* SUPPLIED DATA:
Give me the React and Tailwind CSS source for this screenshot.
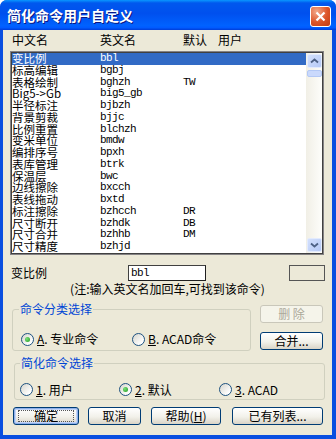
import React from 'react'

const rows = [
  ['变比例', 'bbl', ''],
  ['标高编辑', 'bgbj', ''],
  ['表格绘制', 'bghzh', 'TW'],
  ['Big5->Gb', 'big5_gb', ''],
  ['半径标注', 'bjbzh', ''],
  ['背景剪裁', 'bjjc', ''],
  ['比例重置', 'blchzh', ''],
  ['变米单位', 'bmdw', ''],
  ['编排序号', 'bpxh', ''],
  ['表库管理', 'btrk', ''],
  ['保温层', 'bwc', ''],
  ['边线擦除', 'bxcch', ''],
  ['表线拖动', 'bxtd', ''],
  ['标注擦除', 'bzhcch', 'DR'],
  ['尺寸断开', 'bzhdk', 'DB'],
  ['尺寸合并', 'bzhhb', 'DM'],
  ['尺寸精度', 'bzhjd', ''],
]

const mono = "font-['Liberation_Mono',monospace]"

const Radio = ({ checked, children, className = '' }) => (
  <div className={`flex items-center ${className}`}>
    <span className="w-[13px] h-[13px] shrink-0 rounded-full border border-[#1c5180] bg-[linear-gradient(135deg,#d6d5cc,#ffffff_80%)] flex items-center justify-center">
      {checked && <span className="w-[5px] h-[5px] rounded-full bg-[radial-gradient(circle_at_35%_35%,#7be07b,#1e9a1e)]" />}
    </span>
    <span className="ml-[3px] leading-[14px]">{children}</span>
  </div>
)

const Btn = ({ children, className = '', disabled, def }) => (
  <div
    className={`h-[18px] flex items-center justify-center rounded-[3px] border whitespace-nowrap ${
      disabled
        ? 'border-[#c9c7ba] bg-[#f5f4ea] text-[#aca899]'
        : 'border-[#003c74] bg-[linear-gradient(to_bottom,#ffffff,#f2f1ea_55%,#d9d4c7)] text-black'
    } ${def ? 'shadow-[inset_0_0_0_1px_#8fb0ea,inset_0_0_0_2px_#c2d4f7]' : ''} ${className}`}
  >
    {def ? (
      <span className="w-[56px] h-[12px] flex items-center justify-center border border-dotted border-[#555] leading-[12px]">{children}</span>
    ) : (
      <span className="leading-[14px]">{children}</span>
    )}
  </div>
)

const ScrollBtn = ({ down }) => (
  <div className="w-[15px] h-[14px] mx-auto rounded-[2px] border border-[#e3ebfd] bg-[linear-gradient(135deg,#d3e0fd,#b5c9f6)] flex items-center justify-center">
    <svg width="9" height="6" viewBox="0 0 9 6">
      <path d={down ? 'M1 1.5L4.5 4.5L8 1.5' : 'M1 4.5L4.5 1.5L8 4.5'} fill="none" stroke="#4d6185" strokeWidth="1.8" />
    </svg>
  </div>
)

export default function App() {
  return (
    <div className="w-[336px] h-[439px] flex flex-col rounded-t-[7px] overflow-hidden bg-[#0a4fe0] font-['Noto_Sans_CJK_SC',sans-serif]">
      <div className="h-[30px] shrink-0 flex items-center pl-[7px] pr-[5px] bg-[linear-gradient(to_bottom,#0997ff_0%,#0058ee_10%,#0050ee_45%,#0062ff_85%,#005bff_92%,#003dd7_100%)]">
        <span className="text-white font-bold text-[14px] leading-[18px] [text-shadow:1px_1px_#0a1883]">简化命令用户自定义</span>
        <div className="ml-auto mt-[3px] w-[21px] h-[21px] rounded-[3px] border border-white bg-[radial-gradient(circle_at_30%_25%,#f3a98c,#dc5428_55%,#c23b12)] flex items-center justify-center">
          <svg width="11" height="11" viewBox="0 0 11 11">
            <path d="M1.5 1.5L9.5 9.5M9.5 1.5L1.5 9.5" stroke="white" strokeWidth="2.2" />
          </svg>
        </div>
      </div>

      <div className="flex-1 ml-[3px] mr-[4px] mb-[4px] bg-[#ece9d8] flex flex-col text-[12px] leading-[14px] text-black">
        <div className="mt-[3px] ml-[9px] h-[14px] grid grid-cols-[88px_83px_35px_auto]">
          <span>中文名</span>
          <span>英文名</span>
          <span>默认</span>
          <span>用户</span>
        </div>

        <div className="mt-[4px] ml-[7px] w-[314px] h-[204px] border border-[#848284]">
          <div className="h-full border border-[#404040] flex bg-white">
            <div className="flex-1 overflow-hidden">
              {rows.map(([cn, en, def], i) => (
                <div
                  key={en}
                  className={`h-[11.75px] leading-[11.75px] text-[11.5px] grid grid-cols-[88px_83px_35px_auto] whitespace-nowrap ${
                    i === 0 ? 'bg-[#316ac5] text-white' : ''
                  }`}
                >
                  <span>{cn}</span>
                  <span className={`${mono} text-[11px] tracking-[-0.6px]`}>{en}</span>
                  <span className={`${mono} text-[11px] tracking-[-0.6px]`}>{def}</span>
                  <span />
                </div>
              ))}
            </div>
            <div className="w-[16px] flex flex-col py-[1px] bg-[linear-gradient(to_right,#f1efe6,#fdfdfa)]">
              <ScrollBtn />
              <div className="mt-[2px] mx-auto w-[15px] h-[7px] rounded-[2px] border border-[#b3c8f5] bg-[#cad9fc]" />
              <div className="flex-1" />
              <ScrollBtn down />
            </div>
          </div>
        </div>

        <div className="mt-[10px] h-[16px] flex items-center">
          <span className="ml-[8px] w-[117px]">变比例</span>
          <div className={`w-[78px] h-[16px] bg-white border border-t-[#404040] border-l-[#404040] border-r-[#202020] border-b-[#202020] pl-[2px] leading-[14px] ${mono} text-[11px] tracking-[-0.6px]`}>
            bbl
          </div>
          <div className="ml-auto mr-[7px] w-[36px] h-[16px] border border-[#555]" />
        </div>

        <div className="mt-[2px] h-[12px] leading-[12px] text-center">(注:输入英文名加回车,可找到该命令)</div>

        <div className="mt-[7px] flex">
          <div className="ml-[9px] w-[239px] relative pt-[7px]">
            <span className="absolute top-0 left-[7px] px-[1px] bg-[#ece9d8] text-[#0046d5]">命令分类选择</span>
            <div className="h-[42px] rounded-[3px] border border-[#d0d0bf] pt-[18px] pl-[8px] flex">
              <Radio checked className="w-[111px]">
                <u>A</u>. 专业命令
              </Radio>
              <Radio>
                <u>B</u>. ACAD命令
              </Radio>
            </div>
          </div>
          <div className="ml-[9px] w-[63px] flex flex-col">
            <Btn disabled className="mt-[3px]">删 除</Btn>
            <Btn className="mt-[9px]">合并...</Btn>
          </div>
        </div>

        <div className="mt-[5px] ml-[11px] w-[311px] relative pt-[7px]">
          <span className="absolute top-0 left-[6px] px-[1px] bg-[#ece9d8] text-[#0046d5]">简化命令选择</span>
          <div className="h-[37px] rounded-[3px] border border-[#d0d0bf] pt-[16px] pl-[5px] flex">
            <Radio className="w-[99px]">
              <u>1</u>. 用户
            </Radio>
            <Radio checked className="w-[100px]">
              <u>2</u>. 默认
            </Radio>
            <Radio>
              <u>3</u>. ACAD
            </Radio>
          </div>
        </div>

        <div className="mt-[7px] ml-[10px] flex">
          <Btn def className="w-[66px]">确定</Btn>
          <Btn className="ml-[9px] w-[53px]">取消</Btn>
          <Btn className="ml-[10px] w-[70px]">
            帮助(<u>H</u>)
          </Btn>
          <Btn className="ml-[11px] w-[91px]">已有列表...</Btn>
        </div>
      </div>
    </div>
  )
}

* WHAT IS ASKED:
Write the material out again exactly as it appears, dropping the pictures.

* FINISHED ANSWER:
Give me the React and Tailwind CSS source for this screenshot.
import React from 'react'

const rows = [
  ['变比例', 'bbl', ''],
  ['标高编辑', 'bgbj', ''],
  ['表格绘制', 'bghzh', 'TW'],
  ['Big5->Gb', 'big5_gb', ''],
  ['半径标注', 'bjbzh', ''],
  ['背景剪裁', 'bjjc', ''],
  ['比例重置', 'blchzh', ''],
  ['变米单位', 'bmdw', ''],
  ['编排序号', 'bpxh', ''],
  ['表库管理', 'btrk', ''],
  ['保温层', 'bwc', ''],
  ['边线擦除', 'bxcch', ''],
  ['表线拖动', 'bxtd', ''],
  ['标注擦除', 'bzhcch', 'DR'],
  ['尺寸断开', 'bzhdk', 'DB'],
  ['尺寸合并', 'bzhhb', 'DM'],
  ['尺寸精度', 'bzhjd', ''],
]

const mono = "font-['Liberation_Mono',monospace]"

const Radio = ({ checked, children, className = '' }) => (
  <div className={`flex items-center ${className}`}>
    <span className="w-[13px] h-[13px] shrink-0 rounded-full border border-[#1c5180] bg-[linear-gradient(135deg,#d6d5cc,#ffffff_80%)] flex items-center justify-center">
      {checked && <span className="w-[5px] h-[5px] rounded-full bg-[radial-gradient(circle_at_35%_35%,#7be07b,#1e9a1e)]" />}
    </span>
    <span className="ml-[3px] leading-[14px]">{children}</span>
  </div>
)

const Btn = ({ children, className = '', disabled, def }) => (
  <div
    className={`h-[18px] flex items-center justify-center rounded-[3px] border whitespace-nowrap ${
      disabled
        ? 'border-[#c9c7ba] bg-[#f5f4ea] text-[#aca899]'
        : 'border-[#003c74] bg-[linear-gradient(to_bottom,#ffffff,#f2f1ea_55%,#d9d4c7)] text-black'
    } ${def ? 'shadow-[inset_0_0_0_1px_#8fb0ea,inset_0_0_0_2px_#c2d4f7]' : ''} ${className}`}
  >
    {def ? (
      <span className="w-[56px] h-[12px] flex items-center justify-center border border-dotted border-[#555] leading-[12px]">{children}</span>
    ) : (
      <span className="leading-[14px]">{children}</span>
    )}
  </div>
)

const ScrollBtn = ({ down }) => (
  <div className="w-[15px] h-[14px] mx-auto rounded-[2px] border border-[#e3ebfd] bg-[linear-gradient(135deg,#d3e0fd,#b5c9f6)] flex items-center justify-center">
    <svg width="9" height="6" viewBox="0 0 9 6">
      <path d={down ? 'M1 1.5L4.5 4.5L8 1.5' : 'M1 4.5L4.5 1.5L8 4.5'} fill="none" stroke="#4d6185" strokeWidth="1.8" />
    </svg>
  </div>
)

export default function App() {
  return (
    <div className="w-[336px] h-[439px] flex flex-col rounded-t-[7px] overflow-hidden bg-[#0a4fe0] font-['Noto_Sans_CJK_SC',sans-serif]">
      <div className="h-[30px] shrink-0 flex items-center pl-[7px] pr-[5px] bg-[linear-gradient(to_bottom,#0997ff_0%,#0058ee_10%,#0050ee_45%,#0062ff_85%,#005bff_92%,#003dd7_100%)]">
        <span className="text-white font-bold text-[14px] leading-[18px] [text-shadow:1px_1px_#0a1883]">简化命令用户自定义</span>
        <div className="ml-auto mt-[3px] w-[21px] h-[21px] rounded-[3px] border border-white bg-[radial-gradient(circle_at_30%_25%,#f3a98c,#dc5428_55%,#c23b12)] flex items-center justify-center">
          <svg width="11" height="11" viewBox="0 0 11 11">
            <path d="M1.5 1.5L9.5 9.5M9.5 1.5L1.5 9.5" stroke="white" strokeWidth="2.2" />
          </svg>
        </div>
      </div>

      <div className="flex-1 ml-[3px] mr-[4px] mb-[4px] bg-[#ece9d8] flex flex-col text-[12px] leading-[14px] text-black">
        <div className="mt-[3px] ml-[9px] h-[14px] grid grid-cols-[88px_83px_35px_auto]">
          <span>中文名</span>
          <span>英文名</span>
          <span>默认</span>
          <span>用户</span>
        </div>

        <div className="mt-[4px] ml-[7px] w-[314px] h-[204px] border border-[#848284]">
          <div className="h-full border border-[#404040] flex bg-white">
            <div className="flex-1 overflow-hidden">
              {rows.map(([cn, en, def], i) => (
                <div
                  key={en}
                  className={`h-[11.75px] leading-[11.75px] text-[11.5px] grid grid-cols-[88px_83px_35px_auto] whitespace-nowrap ${
                    i === 0 ? 'bg-[#316ac5] text-white' : ''
                  }`}
                >
                  <span>{cn}</span>
                  <span className={`${mono} text-[11px] tracking-[-0.6px]`}>{en}</span>
                  <span className={`${mono} text-[11px] tracking-[-0.6px]`}>{def}</span>
                  <span />
                </div>
              ))}
            </div>
            <div className="w-[16px] flex flex-col py-[1px] bg-[linear-gradient(to_right,#f1efe6,#fdfdfa)]">
              <ScrollBtn />
              <div className="mt-[2px] mx-auto w-[15px] h-[7px] rounded-[2px] border border-[#b3c8f5] bg-[#cad9fc]" />
              <div className="flex-1" />
              <ScrollBtn down />
            </div>
          </div>
        </div>

        <div className="mt-[10px] h-[16px] flex items-center">
          <span className="ml-[8px] w-[117px]">变比例</span>
          <div className={`w-[78px] h-[16px] bg-white border border-t-[#404040] border-l-[#404040] border-r-[#202020] border-b-[#202020] pl-[2px] leading-[14px] ${mono} text-[11px] tracking-[-0.6px]`}>
            bbl
          </div>
          <div className="ml-auto mr-[7px] w-[36px] h-[16px] border border-[#555]" />
        </div>

        <div className="mt-[2px] h-[12px] leading-[12px] text-center">(注:输入英文名加回车,可找到该命令)</div>

        <div className="mt-[7px] flex">
          <div className="ml-[9px] w-[239px] relative pt-[7px]">
            <span className="absolute top-0 left-[7px] px-[1px] bg-[#ece9d8] text-[#0046d5]">命令分类选择</span>
            <div className="h-[42px] rounded-[3px] border border-[#d0d0bf] pt-[18px] pl-[8px] flex">
              <Radio checked className="w-[111px]">
                <u>A</u>. 专业命令
              </Radio>
              <Radio>
                <u>B</u>. ACAD命令
              </Radio>
            </div>
          </div>
          <div className="ml-[9px] w-[63px] flex flex-col">
            <Btn disabled className="mt-[3px]">删 除</Btn>
            <Btn className="mt-[9px]">合并...</Btn>
          </div>
        </div>

        <div className="mt-[5px] ml-[11px] w-[311px] relative pt-[7px]">
          <span className="absolute top-0 left-[6px] px-[1px] bg-[#ece9d8] text-[#0046d5]">简化命令选择</span>
          <div className="h-[37px] rounded-[3px] border border-[#d0d0bf] pt-[16px] pl-[5px] flex">
            <Radio className="w-[99px]">
              <u>1</u>. 用户
            </Radio>
            <Radio checked className="w-[100px]">
              <u>2</u>. 默认
            </Radio>
            <Radio>
              <u>3</u>. ACAD
            </Radio>
          </div>
        </div>

        <div className="mt-[7px] ml-[10px] flex">
          <Btn def className="w-[66px]">确定</Btn>
          <Btn className="ml-[9px] w-[53px]">取消</Btn>
          <Btn className="ml-[10px] w-[70px]">
            帮助(<u>H</u>)
          </Btn>
          <Btn className="ml-[11px] w-[91px]">已有列表...</Btn>
        </div>
      </div>
    </div>
  )
}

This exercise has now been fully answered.